## Set exercise
Can you write out all the lines word for word, with no pictures?

## Data shown
-- Begin --

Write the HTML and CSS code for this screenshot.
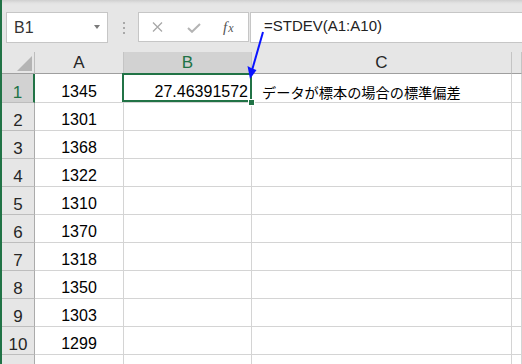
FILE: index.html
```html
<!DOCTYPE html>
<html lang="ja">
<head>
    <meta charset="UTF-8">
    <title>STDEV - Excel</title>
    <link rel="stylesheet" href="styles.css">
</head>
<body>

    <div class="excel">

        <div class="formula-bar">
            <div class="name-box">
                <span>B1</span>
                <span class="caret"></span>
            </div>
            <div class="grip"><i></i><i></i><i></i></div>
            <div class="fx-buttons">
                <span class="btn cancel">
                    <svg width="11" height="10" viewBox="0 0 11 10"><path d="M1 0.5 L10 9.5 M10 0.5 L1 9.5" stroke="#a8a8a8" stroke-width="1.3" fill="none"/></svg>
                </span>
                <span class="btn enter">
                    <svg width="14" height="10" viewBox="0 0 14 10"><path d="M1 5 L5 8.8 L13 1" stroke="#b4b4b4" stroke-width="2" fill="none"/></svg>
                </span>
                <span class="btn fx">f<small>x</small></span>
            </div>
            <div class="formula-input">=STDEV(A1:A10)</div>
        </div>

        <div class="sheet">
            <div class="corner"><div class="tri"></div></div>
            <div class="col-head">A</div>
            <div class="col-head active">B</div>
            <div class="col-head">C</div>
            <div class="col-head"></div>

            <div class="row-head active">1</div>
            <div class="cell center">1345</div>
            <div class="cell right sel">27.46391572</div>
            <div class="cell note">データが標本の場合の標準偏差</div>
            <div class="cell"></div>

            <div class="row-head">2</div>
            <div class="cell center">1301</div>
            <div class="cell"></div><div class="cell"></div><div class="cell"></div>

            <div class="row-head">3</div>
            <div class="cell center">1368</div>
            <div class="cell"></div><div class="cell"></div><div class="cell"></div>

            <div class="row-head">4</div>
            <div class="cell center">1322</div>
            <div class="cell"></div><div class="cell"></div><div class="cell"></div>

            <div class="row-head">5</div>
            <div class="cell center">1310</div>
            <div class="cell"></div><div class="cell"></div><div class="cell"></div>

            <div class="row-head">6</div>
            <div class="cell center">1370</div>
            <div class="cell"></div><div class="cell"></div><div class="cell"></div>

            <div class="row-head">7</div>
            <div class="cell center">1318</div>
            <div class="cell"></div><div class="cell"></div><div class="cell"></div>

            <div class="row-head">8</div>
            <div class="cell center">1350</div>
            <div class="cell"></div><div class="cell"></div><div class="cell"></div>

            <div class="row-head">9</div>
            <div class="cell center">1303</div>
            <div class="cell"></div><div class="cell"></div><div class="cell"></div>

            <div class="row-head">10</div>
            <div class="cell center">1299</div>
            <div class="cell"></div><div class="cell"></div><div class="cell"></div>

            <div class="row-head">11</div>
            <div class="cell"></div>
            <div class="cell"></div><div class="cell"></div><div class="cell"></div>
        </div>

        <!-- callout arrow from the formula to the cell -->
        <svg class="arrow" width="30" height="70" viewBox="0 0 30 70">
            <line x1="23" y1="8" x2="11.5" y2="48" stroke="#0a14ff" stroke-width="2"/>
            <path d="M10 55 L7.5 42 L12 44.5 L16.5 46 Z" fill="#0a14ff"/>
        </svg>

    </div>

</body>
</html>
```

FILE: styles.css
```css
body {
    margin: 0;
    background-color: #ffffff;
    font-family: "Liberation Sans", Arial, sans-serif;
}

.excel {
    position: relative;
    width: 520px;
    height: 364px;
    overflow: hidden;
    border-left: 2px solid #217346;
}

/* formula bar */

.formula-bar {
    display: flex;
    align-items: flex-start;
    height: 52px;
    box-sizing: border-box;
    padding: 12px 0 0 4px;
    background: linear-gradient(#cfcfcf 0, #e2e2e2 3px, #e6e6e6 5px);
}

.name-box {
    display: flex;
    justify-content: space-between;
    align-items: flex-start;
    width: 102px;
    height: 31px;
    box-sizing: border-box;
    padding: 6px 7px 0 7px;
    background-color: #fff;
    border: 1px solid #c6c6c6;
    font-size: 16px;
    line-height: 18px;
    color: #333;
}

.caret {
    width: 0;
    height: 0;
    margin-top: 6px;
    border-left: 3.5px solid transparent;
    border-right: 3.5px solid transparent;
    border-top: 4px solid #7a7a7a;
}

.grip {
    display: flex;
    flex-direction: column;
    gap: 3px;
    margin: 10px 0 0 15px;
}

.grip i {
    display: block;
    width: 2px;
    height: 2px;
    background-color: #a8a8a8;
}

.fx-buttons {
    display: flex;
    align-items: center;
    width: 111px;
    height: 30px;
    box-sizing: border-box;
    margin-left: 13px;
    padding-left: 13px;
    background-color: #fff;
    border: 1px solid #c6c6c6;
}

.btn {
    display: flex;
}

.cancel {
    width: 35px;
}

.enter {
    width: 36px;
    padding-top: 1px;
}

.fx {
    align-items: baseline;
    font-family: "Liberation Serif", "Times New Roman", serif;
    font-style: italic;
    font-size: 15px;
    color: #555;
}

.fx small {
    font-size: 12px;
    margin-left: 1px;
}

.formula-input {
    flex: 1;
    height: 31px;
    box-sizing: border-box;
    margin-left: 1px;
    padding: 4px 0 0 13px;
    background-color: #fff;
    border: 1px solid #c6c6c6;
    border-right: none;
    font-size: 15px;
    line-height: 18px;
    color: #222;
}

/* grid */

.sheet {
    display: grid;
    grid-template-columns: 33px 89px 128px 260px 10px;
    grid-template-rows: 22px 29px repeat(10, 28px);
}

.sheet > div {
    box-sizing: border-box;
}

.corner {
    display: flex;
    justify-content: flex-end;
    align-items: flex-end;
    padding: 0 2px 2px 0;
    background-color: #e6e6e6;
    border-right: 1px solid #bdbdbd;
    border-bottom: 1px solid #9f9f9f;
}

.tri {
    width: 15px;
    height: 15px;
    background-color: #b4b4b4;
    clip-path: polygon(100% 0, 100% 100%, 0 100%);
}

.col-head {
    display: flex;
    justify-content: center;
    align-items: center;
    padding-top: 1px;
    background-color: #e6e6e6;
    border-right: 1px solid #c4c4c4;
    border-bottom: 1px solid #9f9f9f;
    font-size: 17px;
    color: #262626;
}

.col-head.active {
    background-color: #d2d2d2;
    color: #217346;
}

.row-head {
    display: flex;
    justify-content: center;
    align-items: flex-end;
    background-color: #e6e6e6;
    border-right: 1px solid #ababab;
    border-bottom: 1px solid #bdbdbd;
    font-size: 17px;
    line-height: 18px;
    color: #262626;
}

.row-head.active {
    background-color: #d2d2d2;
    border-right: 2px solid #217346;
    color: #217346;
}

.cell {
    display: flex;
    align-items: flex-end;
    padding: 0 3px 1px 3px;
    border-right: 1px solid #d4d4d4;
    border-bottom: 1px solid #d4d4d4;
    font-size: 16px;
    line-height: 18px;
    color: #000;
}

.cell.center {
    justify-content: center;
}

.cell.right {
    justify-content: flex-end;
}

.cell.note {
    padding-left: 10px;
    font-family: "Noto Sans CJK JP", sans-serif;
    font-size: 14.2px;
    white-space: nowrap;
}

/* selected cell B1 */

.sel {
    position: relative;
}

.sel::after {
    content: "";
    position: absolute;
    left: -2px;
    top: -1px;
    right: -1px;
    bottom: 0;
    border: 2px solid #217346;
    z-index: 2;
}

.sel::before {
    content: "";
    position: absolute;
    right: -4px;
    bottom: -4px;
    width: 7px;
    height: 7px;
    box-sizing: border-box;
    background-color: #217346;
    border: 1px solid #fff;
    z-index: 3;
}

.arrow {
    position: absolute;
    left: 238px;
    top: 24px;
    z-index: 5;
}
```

-- End --

## Completed task
Write the HTML and CSS code for this screenshot.
FILE: index.html
```html
<!DOCTYPE html>
<html lang="ja">
<head>
    <meta charset="UTF-8">
    <title>STDEV - Excel</title>
    <link rel="stylesheet" href="styles.css">
</head>
<body>

    <div class="excel">

        <div class="formula-bar">
            <div class="name-box">
                <span>B1</span>
                <span class="caret"></span>
            </div>
            <div class="grip"><i></i><i></i><i></i></div>
            <div class="fx-buttons">
                <span class="btn cancel">
                    <svg width="11" height="10" viewBox="0 0 11 10"><path d="M1 0.5 L10 9.5 M10 0.5 L1 9.5" stroke="#a8a8a8" stroke-width="1.3" fill="none"/></svg>
                </span>
                <span class="btn enter">
                    <svg width="14" height="10" viewBox="0 0 14 10"><path d="M1 5 L5 8.8 L13 1" stroke="#b4b4b4" stroke-width="2" fill="none"/></svg>
                </span>
                <span class="btn fx">f<small>x</small></span>
            </div>
            <div class="formula-input">=STDEV(A1:A10)</div>
        </div>

        <div class="sheet">
            <div class="corner"><div class="tri"></div></div>
            <div class="col-head">A</div>
            <div class="col-head active">B</div>
            <div class="col-head">C</div>
            <div class="col-head"></div>

            <div class="row-head active">1</div>
            <div class="cell center">1345</div>
            <div class="cell right sel">27.46391572</div>
            <div class="cell note">データが標本の場合の標準偏差</div>
            <div class="cell"></div>

            <div class="row-head">2</div>
            <div class="cell center">1301</div>
            <div class="cell"></div><div class="cell"></div><div class="cell"></div>

            <div class="row-head">3</div>
            <div class="cell center">1368</div>
            <div class="cell"></div><div class="cell"></div><div class="cell"></div>

            <div class="row-head">4</div>
            <div class="cell center">1322</div>
            <div class="cell"></div><div class="cell"></div><div class="cell"></div>

            <div class="row-head">5</div>
            <div class="cell center">1310</div>
            <div class="cell"></div><div class="cell"></div><div class="cell"></div>

            <div class="row-head">6</div>
            <div class="cell center">1370</div>
            <div class="cell"></div><div class="cell"></div><div class="cell"></div>

            <div class="row-head">7</div>
            <div class="cell center">1318</div>
            <div class="cell"></div><div class="cell"></div><div class="cell"></div>

            <div class="row-head">8</div>
            <div class="cell center">1350</div>
            <div class="cell"></div><div class="cell"></div><div class="cell"></div>

            <div class="row-head">9</div>
            <div class="cell center">1303</div>
            <div class="cell"></div><div class="cell"></div><div class="cell"></div>

            <div class="row-head">10</div>
            <div class="cell center">1299</div>
            <div class="cell"></div><div class="cell"></div><div class="cell"></div>

            <div class="row-head">11</div>
            <div class="cell"></div>
            <div class="cell"></div><div class="cell"></div><div class="cell"></div>
        </div>

        <!-- callout arrow from the formula to the cell -->
        <svg class="arrow" width="30" height="70" viewBox="0 0 30 70">
            <line x1="23" y1="8" x2="11.5" y2="48" stroke="#0a14ff" stroke-width="2"/>
            <path d="M10 55 L7.5 42 L12 44.5 L16.5 46 Z" fill="#0a14ff"/>
        </svg>

    </div>

</body>
</html>
```

FILE: styles.css
```css
body {
    margin: 0;
    background-color: #ffffff;
    font-family: "Liberation Sans", Arial, sans-serif;
}

.excel {
    position: relative;
    width: 520px;
    height: 364px;
    overflow: hidden;
    border-left: 2px solid #217346;
}

/* formula bar */

.formula-bar {
    display: flex;
    align-items: flex-start;
    height: 52px;
    box-sizing: border-box;
    padding: 12px 0 0 4px;
    background: linear-gradient(#cfcfcf 0, #e2e2e2 3px, #e6e6e6 5px);
}

.name-box {
    display: flex;
    justify-content: space-between;
    align-items: flex-start;
    width: 102px;
    height: 31px;
    box-sizing: border-box;
    padding: 6px 7px 0 7px;
    background-color: #fff;
    border: 1px solid #c6c6c6;
    font-size: 16px;
    line-height: 18px;
    color: #333;
}

.caret {
    width: 0;
    height: 0;
    margin-top: 6px;
    border-left: 3.5px solid transparent;
    border-right: 3.5px solid transparent;
    border-top: 4px solid #7a7a7a;
}

.grip {
    display: flex;
    flex-direction: column;
    gap: 3px;
    margin: 10px 0 0 15px;
}

.grip i {
    display: block;
    width: 2px;
    height: 2px;
    background-color: #a8a8a8;
}

.fx-buttons {
    display: flex;
    align-items: center;
    width: 111px;
    height: 30px;
    box-sizing: border-box;
    margin-left: 13px;
    padding-left: 13px;
    background-color: #fff;
    border: 1px solid #c6c6c6;
}

.btn {
    display: flex;
}

.cancel {
    width: 35px;
}

.enter {
    width: 36px;
    padding-top: 1px;
}

.fx {
    align-items: baseline;
    font-family: "Liberation Serif", "Times New Roman", serif;
    font-style: italic;
    font-size: 15px;
    color: #555;
}

.fx small {
    font-size: 12px;
    margin-left: 1px;
}

.formula-input {
    flex: 1;
    height: 31px;
    box-sizing: border-box;
    margin-left: 1px;
    padding: 4px 0 0 13px;
    background-color: #fff;
    border: 1px solid #c6c6c6;
    border-right: none;
    font-size: 15px;
    line-height: 18px;
    color: #222;
}

/* grid */

.sheet {
    display: grid;
    grid-template-columns: 33px 89px 128px 260px 10px;
    grid-template-rows: 22px 29px repeat(10, 28px);
}

.sheet > div {
    box-sizing: border-box;
}

.corner {
    display: flex;
    justify-content: flex-end;
    align-items: flex-end;
    padding: 0 2px 2px 0;
    background-color: #e6e6e6;
    border-right: 1px solid #bdbdbd;
    border-bottom: 1px solid #9f9f9f;
}

.tri {
    width: 15px;
    height: 15px;
    background-color: #b4b4b4;
    clip-path: polygon(100% 0, 100% 100%, 0 100%);
}

.col-head {
    display: flex;
    justify-content: center;
    align-items: center;
    padding-top: 1px;
    background-color: #e6e6e6;
    border-right: 1px solid #c4c4c4;
    border-bottom: 1px solid #9f9f9f;
    font-size: 17px;
    color: #262626;
}

.col-head.active {
    background-color: #d2d2d2;
    color: #217346;
}

.row-head {
    display: flex;
    justify-content: center;
    align-items: flex-end;
    background-color: #e6e6e6;
    border-right: 1px solid #ababab;
    border-bottom: 1px solid #bdbdbd;
    font-size: 17px;
    line-height: 18px;
    color: #262626;
}

.row-head.active {
    background-color: #d2d2d2;
    border-right: 2px solid #217346;
    color: #217346;
}

.cell {
    display: flex;
    align-items: flex-end;
    padding: 0 3px 1px 3px;
    border-right: 1px solid #d4d4d4;
    border-bottom: 1px solid #d4d4d4;
    font-size: 16px;
    line-height: 18px;
    color: #000;
}

.cell.center {
    justify-content: center;
}

.cell.right {
    justify-content: flex-end;
}

.cell.note {
    padding-left: 10px;
    font-family: "Noto Sans CJK JP", sans-serif;
    font-size: 14.2px;
    white-space: nowrap;
}

/* selected cell B1 */

.sel {
    position: relative;
}

.sel::after {
    content: "";
    position: absolute;
    left: -2px;
    top: -1px;
    right: -1px;
    bottom: 0;
    border: 2px solid #217346;
    z-index: 2;
}

.sel::before {
    content: "";
    position: absolute;
    right: -4px;
    bottom: -4px;
    width: 7px;
    height: 7px;
    box-sizing: border-box;
    background-color: #217346;
    border: 1px solid #fff;
    z-index: 3;
}

.arrow {
    position: absolute;
    left: 238px;
    top: 24px;
    z-index: 5;
}
```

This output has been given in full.